I appreciate the energetic discussion on
the wtp-dev list, but we need to ensure that we’re achieving the project’s
aims with this critical support mechanism. I describe a possible approach
below; let’s review where we are on this discussion on the Tuesday call.
I believe we need to retain control over
what goes on the hotlist, although mastering the data in Bugzilla, automating
generation of the hot list on the WTP site, and getting “please add …”
noise off wtp-dev are all worthwhile goals.
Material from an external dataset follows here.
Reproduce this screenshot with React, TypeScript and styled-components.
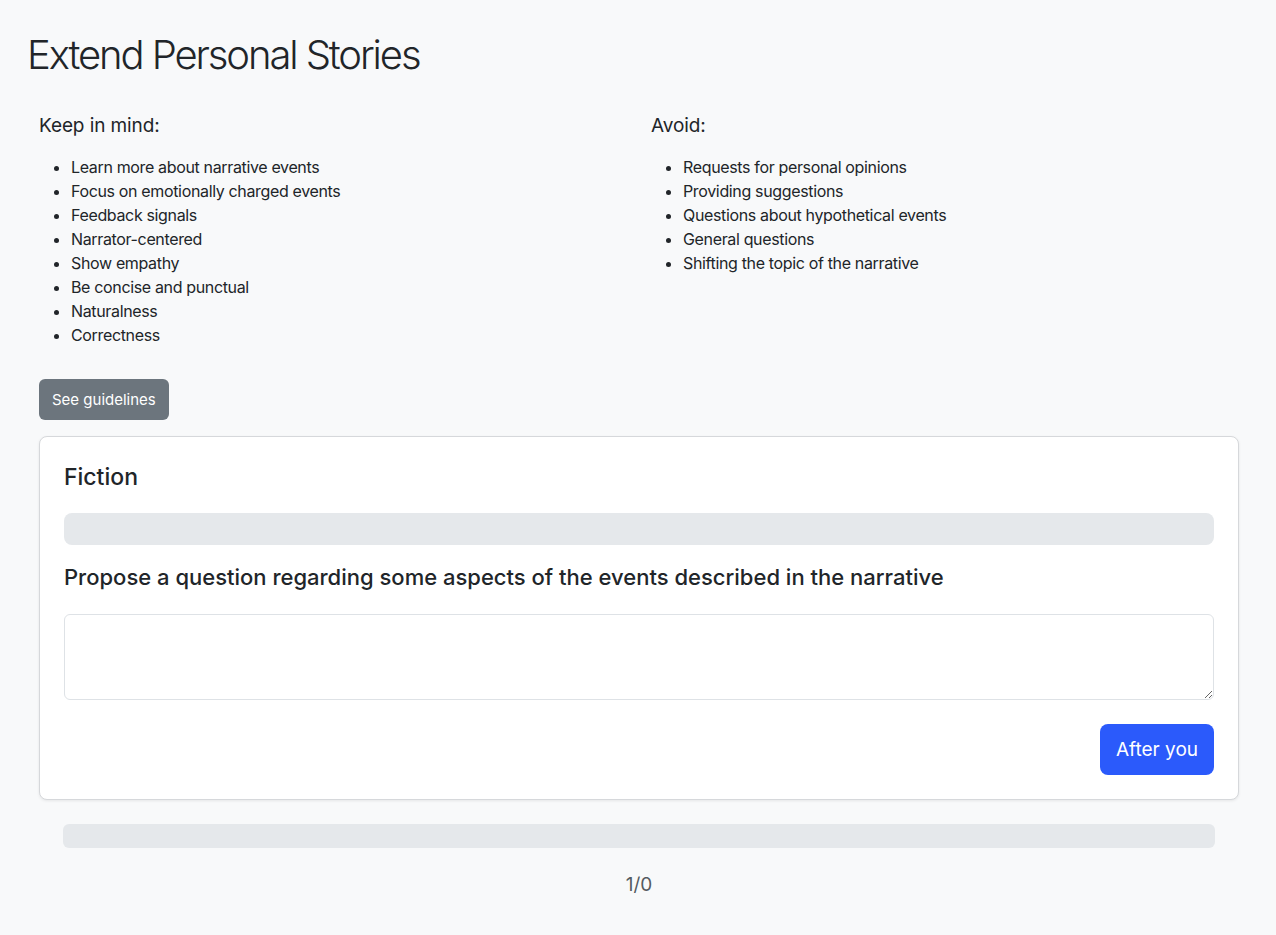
import React from "react";
import styled, { createGlobalStyle } from "styled-components";

const GlobalStyle = createGlobalStyle`
  * { box-sizing: border-box; }
  body {
    margin: 0;
    background: #f8f9fa;
    font-family: Inter, "Noto Sans", "Liberation Sans", sans-serif;
    color: #212529;
  }
`;

const Page = styled.div`
  padding: 31px 25px 40px 27px;
`;

const Title = styled.h1`
  margin: 0 0 35px 0;
  font-size: 40px;
  font-weight: 300;
  line-height: 48px;
  letter-spacing: -2.1px;
`;

const Content = styled.div`
  padding-left: 12px;
`;

const Columns = styled.div`
  display: grid;
  grid-template-columns: 612px 1fr;
`;

const ColTitle = styled.h5`
  margin: 0 0 17px 0;
  font-size: 19px;
  font-weight: 400;
  line-height: 24px;
  letter-spacing: -0.1px;
`;

const List = styled.ul`
  margin: 0;
  padding-left: 32px;
  font-size: 16px;
  line-height: 24px;
  letter-spacing: -0.35px;
`;

const GuideButton = styled.button`
  margin-top: 32px;
  height: 41px;
  padding: 0 13px;
  border: none;
  border-radius: 6px;
  background: #6c757d;
  color: #fff;
  font-family: inherit;
  font-size: 15px;
  cursor: pointer;
`;

const Card = styled.div`
  margin-top: 16px;
  width: 1200px;
  background: #fff;
  border: 1px solid #d6d8db;
  border-radius: 8px;
  box-shadow: 0 1px 3px rgba(0, 0, 0, 0.08);
  padding: 24px;
  display: flex;
  flex-direction: column;
`;

const CardTitle = styled.h4`
  margin: 0 0 20px 0;
  font-size: 23px;
  font-weight: 500;
  line-height: 32px;
`;

const Bar = styled.div<{ $h: number; $r: number }>`
  height: ${(p) => p.$h}px;
  border-radius: ${(p) => p.$r}px;
  background: #e5e8eb;
`;

const Question = styled.h4`
  margin: 15px 0 20px 0;
  font-size: 22px;
  font-weight: 500;
  line-height: 34px;
`;

const TextArea = styled.textarea`
  display: block;
  width: 100%;
  height: 86px;
  border: 1px solid #dee2e6;
  border-radius: 6px;
  font-family: inherit;
  font-size: 16px;
  padding: 8px 12px;
  resize: vertical;
  outline: none;
`;

const Actions = styled.div`
  display: flex;
  justify-content: flex-end;
  margin-top: 24px;
`;

const PrimaryButton = styled.button`
  width: 114px;
  height: 51px;
  border: none;
  border-radius: 8px;
  background: #2b5afb;
  color: #fff;
  font-family: inherit;
  font-size: 19px;
  cursor: pointer;
`;

const Footer = styled.div`
  width: 1152px;
  margin: 24px 0 0 24px;
`;

const Counter = styled.div`
  width: 1200px;
  text-align: center;
  margin-top: 25px;
  font-size: 19px;
  line-height: 24px;
  color: #555b61;
`;

const keep = [
  "Learn more about narrative events",
  "Focus on emotionally charged events",
  "Feedback signals",
  "Narrator-centered",
  "Show empathy",
  "Be concise and punctual",
  "Naturalness",
  "Correctness",
];

const avoid = [
  "Requests for personal opinions",
  "Providing suggestions",
  "Questions about hypothetical events",
  "General questions",
  "Shifting the topic of the narrative",
];

export default function App() {
  return (
    <>
      <GlobalStyle />
      <Page>
        <Title>Extend Personal Stories</Title>
        <Content>
          <Columns>
            <div>
              <ColTitle>Keep in mind:</ColTitle>
              <List>
                {keep.map((k) => (
                  <li key={k}>{k}</li>
                ))}
              </List>
            </div>
            <div>
              <ColTitle>Avoid:</ColTitle>
              <List>
                {avoid.map((k) => (
                  <li key={k}>{k}</li>
                ))}
              </List>
            </div>
          </Columns>
          <GuideButton>See guidelines</GuideButton>
          <Card>
            <CardTitle>Fiction</CardTitle>
            <Bar $h={32} $r={8} />
            <Question>Propose a question regarding some aspects of the events described in the narrative</Question>
            <TextArea />
            <Actions>
              <PrimaryButton>After you</PrimaryButton>
            </Actions>
          </Card>
          <Footer>
            <Bar $h={24} $r={6} />
          </Footer>
          <Counter>1/0</Counter>
        </Content>
      </Page>
    </>
  );
}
Here’s one process that addresses
these concerns without wholesale revisiting of the hotlist concept:
- Create
a bug to represent the “Hot List Suggestion Box” (per release).
Anyone can add a comment requesting a new addition to the hot list, discuss
existing requests, indicate a suggestion has been accepted, record a
decline, etc.
- One
person is designated “promoter”; when a decision is reached to
promote a suggestion to the hot list, the promoter adds a comment to the
defect with a standard syntax.
- The
WTP adopter page hotlist report searches the comments in this bug and uses
these special entries to produce the hot list report. We can augment the current
report with additional columns for requesting adopter, etc. as we see fit
by augmenting the form of the entries and the report generation logic. Note
that only the promoter’s comments are used, so there is no
possibility of an “accidental” promotion by others.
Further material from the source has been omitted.